Required work: Copy the data below exactly, omitting any picture it contains.

Data section:
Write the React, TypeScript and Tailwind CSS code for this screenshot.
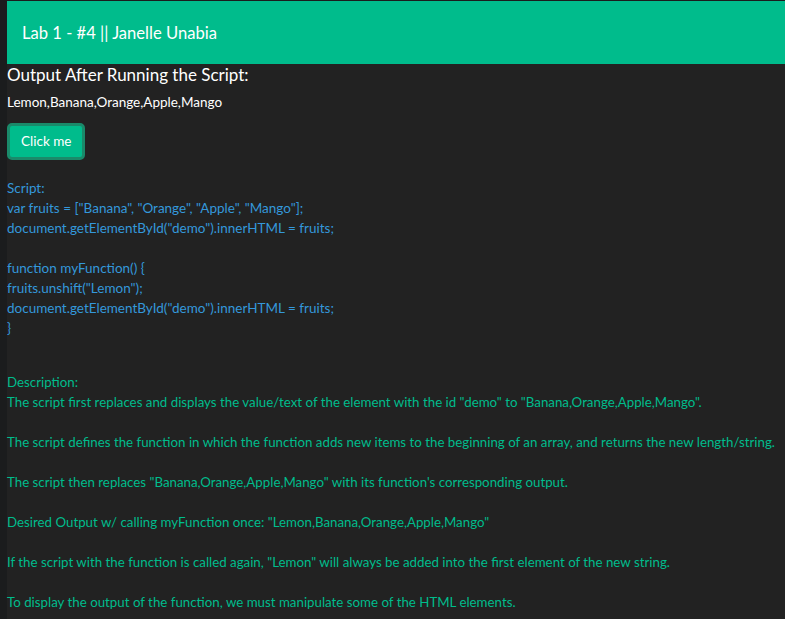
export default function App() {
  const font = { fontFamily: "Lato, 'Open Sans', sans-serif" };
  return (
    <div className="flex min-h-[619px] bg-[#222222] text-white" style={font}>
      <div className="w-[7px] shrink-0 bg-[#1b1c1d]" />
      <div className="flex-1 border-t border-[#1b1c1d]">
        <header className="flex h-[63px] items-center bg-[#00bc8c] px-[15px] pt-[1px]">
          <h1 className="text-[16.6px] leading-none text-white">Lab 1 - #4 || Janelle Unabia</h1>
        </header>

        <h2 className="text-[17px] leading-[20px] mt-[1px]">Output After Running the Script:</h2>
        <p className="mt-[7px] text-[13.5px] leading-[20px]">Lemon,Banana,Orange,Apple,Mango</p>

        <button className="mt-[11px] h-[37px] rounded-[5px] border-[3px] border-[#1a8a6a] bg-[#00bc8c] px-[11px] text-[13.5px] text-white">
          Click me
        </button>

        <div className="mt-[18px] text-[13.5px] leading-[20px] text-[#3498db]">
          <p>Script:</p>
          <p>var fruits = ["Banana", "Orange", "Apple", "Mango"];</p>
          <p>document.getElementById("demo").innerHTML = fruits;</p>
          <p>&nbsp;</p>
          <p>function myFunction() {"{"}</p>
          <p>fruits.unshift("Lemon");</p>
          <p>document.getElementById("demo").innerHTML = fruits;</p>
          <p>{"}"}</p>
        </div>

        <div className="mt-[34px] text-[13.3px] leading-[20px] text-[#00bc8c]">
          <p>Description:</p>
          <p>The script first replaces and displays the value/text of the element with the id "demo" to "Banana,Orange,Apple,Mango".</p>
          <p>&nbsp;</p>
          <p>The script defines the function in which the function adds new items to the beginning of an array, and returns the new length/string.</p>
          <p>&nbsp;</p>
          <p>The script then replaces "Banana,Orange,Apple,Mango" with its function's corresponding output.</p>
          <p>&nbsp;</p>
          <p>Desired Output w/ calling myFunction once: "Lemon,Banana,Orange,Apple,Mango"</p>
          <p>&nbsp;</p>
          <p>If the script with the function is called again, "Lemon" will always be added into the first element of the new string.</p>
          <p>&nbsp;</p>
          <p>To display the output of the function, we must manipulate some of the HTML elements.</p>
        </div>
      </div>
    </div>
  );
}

Result of this task:
Write the React, TypeScript and Tailwind CSS code for this screenshot.
export default function App() {
  const font = { fontFamily: "Lato, 'Open Sans', sans-serif" };
  return (
    <div className="flex min-h-[619px] bg-[#222222] text-white" style={font}>
      <div className="w-[7px] shrink-0 bg-[#1b1c1d]" />
      <div className="flex-1 border-t border-[#1b1c1d]">
        <header className="flex h-[63px] items-center bg-[#00bc8c] px-[15px] pt-[1px]">
          <h1 className="text-[16.6px] leading-none text-white">Lab 1 - #4 || Janelle Unabia</h1>
        </header>

        <h2 className="text-[17px] leading-[20px] mt-[1px]">Output After Running the Script:</h2>
        <p className="mt-[7px] text-[13.5px] leading-[20px]">Lemon,Banana,Orange,Apple,Mango</p>

        <button className="mt-[11px] h-[37px] rounded-[5px] border-[3px] border-[#1a8a6a] bg-[#00bc8c] px-[11px] text-[13.5px] text-white">
          Click me
        </button>

        <div className="mt-[18px] text-[13.5px] leading-[20px] text-[#3498db]">
          <p>Script:</p>
          <p>var fruits = ["Banana", "Orange", "Apple", "Mango"];</p>
          <p>document.getElementById("demo").innerHTML = fruits;</p>
          <p>&nbsp;</p>
          <p>function myFunction() {"{"}</p>
          <p>fruits.unshift("Lemon");</p>
          <p>document.getElementById("demo").innerHTML = fruits;</p>
          <p>{"}"}</p>
        </div>

        <div className="mt-[34px] text-[13.3px] leading-[20px] text-[#00bc8c]">
          <p>Description:</p>
          <p>The script first replaces and displays the value/text of the element with the id "demo" to "Banana,Orange,Apple,Mango".</p>
          <p>&nbsp;</p>
          <p>The script defines the function in which the function adds new items to the beginning of an array, and returns the new length/string.</p>
          <p>&nbsp;</p>
          <p>The script then replaces "Banana,Orange,Apple,Mango" with its function's corresponding output.</p>
          <p>&nbsp;</p>
          <p>Desired Output w/ calling myFunction once: "Lemon,Banana,Orange,Apple,Mango"</p>
          <p>&nbsp;</p>
          <p>If the script with the function is called again, "Lemon" will always be added into the first element of the new string.</p>
          <p>&nbsp;</p>
          <p>To display the output of the function, we must manipulate some of the HTML elements.</p>
        </div>
      </div>
    </div>
  );
}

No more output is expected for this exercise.